- The paper demonstrates an innovative end-to-end approach that uses a recurrent neural network with VAE-GAN regularization for multi-task robotic manipulation.
- The study shows that joint multi-task learning with shared parameters significantly improves success rates, achieving up to 88% on certain real-world tasks.
- The method leverages behavior cloning from human demonstrations to enable reliable, vision-based task execution without the overhead of reinforcement learning.
Vision-Based Multi-Task Manipulation for Inexpensive Robots Using End-To-End Learning from Demonstration
The paper presented by Rahmatizadeh, Abolghasemi, Boloni, and Levine offers an innovative method for enabling inexpensive robotic systems to learn and perform multiple manipulation tasks using a vision-based, end-to-end learning strategy. The approach centers on the training of a recurrent neural network capable of processing raw environmental images and employing a task selector to predict the robot's joint configurations for subsequent actions.
The key contribution of this research is the demonstration of effective task execution by a low-cost robot, which traditionally lacks proprioceptive capabilities, meaning it must rely solely on visual input. The controller integrates a VAE-GAN-based prediction model which enhances generalization through weight sharing and reconstruction-based regularization. This methodology not only improves the learning efficiency across diverse tasks, such as picking up a towel, wiping surfaces, and correctly depositing items, but does so using direct behavior cloning from human demonstration, thus bypassing the computational and temporal demands of reinforcement learning.
The work specifically emphasizes the multi-task training of a neural network, achieving positive transfer across tasks by sharing parameters using a multi-task learning framework. The investigation reveals that jointly training on varied tasks, including rigid, jointed, and deformable object manipulation, enhances performance metrics such as success rates over training distinct models for each task. The controller generates action trajectories based on the visual input, showcasing the ability to generalize from the trained data to produce reliable task executions.
Experimentally, the research focuses on tasks relevant to Activities of Daily Living (ADLs), targeting applicability in assistive robotics. The tasks, executed by an inexpensive Lynxmotion AL5D robotic arm, include picking and placing objects, pushing plates, and manipulating deformable items, reflecting real-world scenarios pertinent for disabled or elderly assistance.
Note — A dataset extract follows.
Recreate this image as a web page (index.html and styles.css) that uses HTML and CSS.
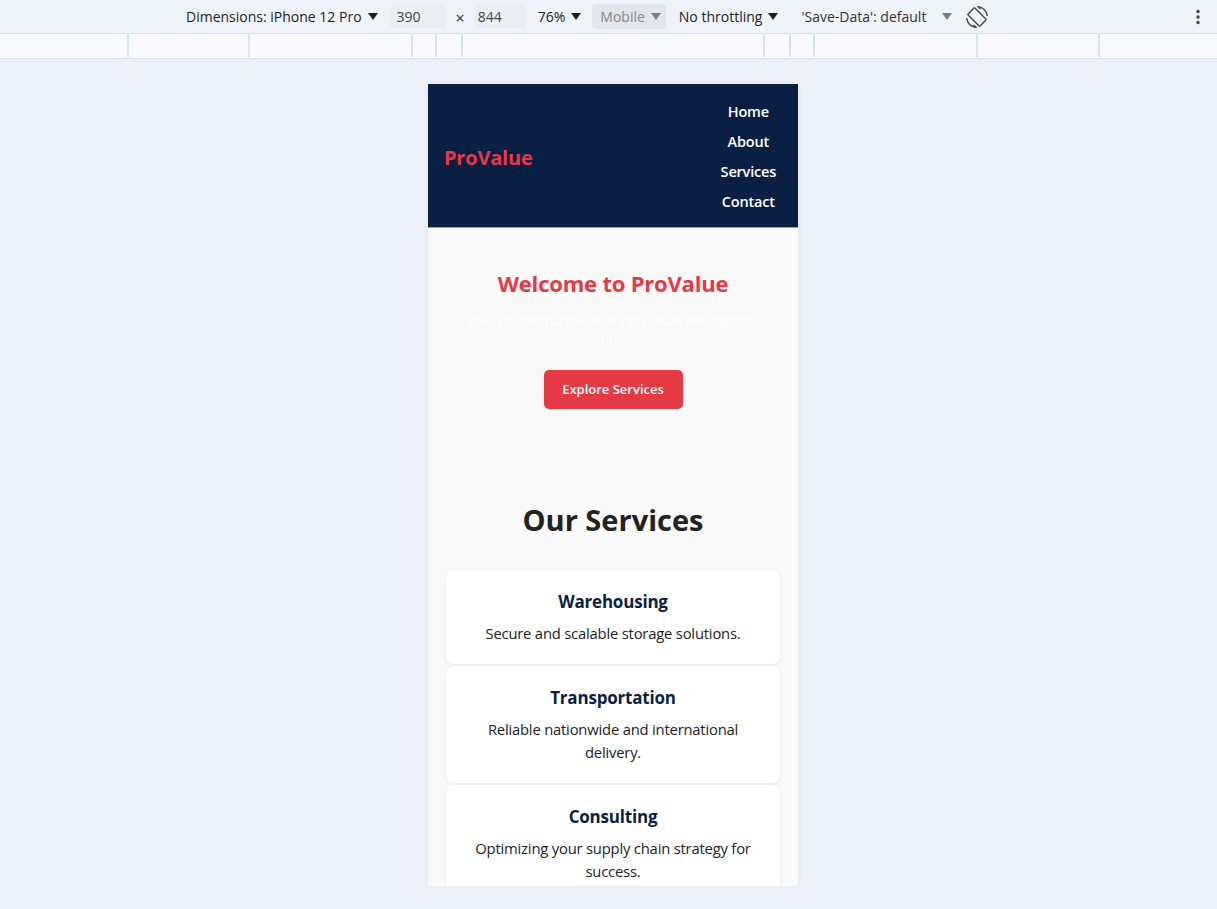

Notably, the results indicate high success rates, with the multi-tasking network achieving up to 88% success on certain tasks, evidencing the system's reliability.
From a practical standpoint, this research implies a significant advancement in making sophisticated robotic manipulation feasible at lower costs, leveraging visual inputs from ubiquitous devices like cameras. Theoretically, it proposes an effective model for integrating VAE-GAN with recurrent architectures for robot learning applications, enriching the discourse on vision-based robotics. Future work could explore the integration of dataset aggregation or reinforcement learning strategies to potentially refine task performance further. Moreover, expanding the capability to more complex task environments could further push the boundaries of affordable robotic autonomy. The approach outlined in this research could indeed inspire future developments in general-purpose robotic assistants, democratizing access to automation solutions.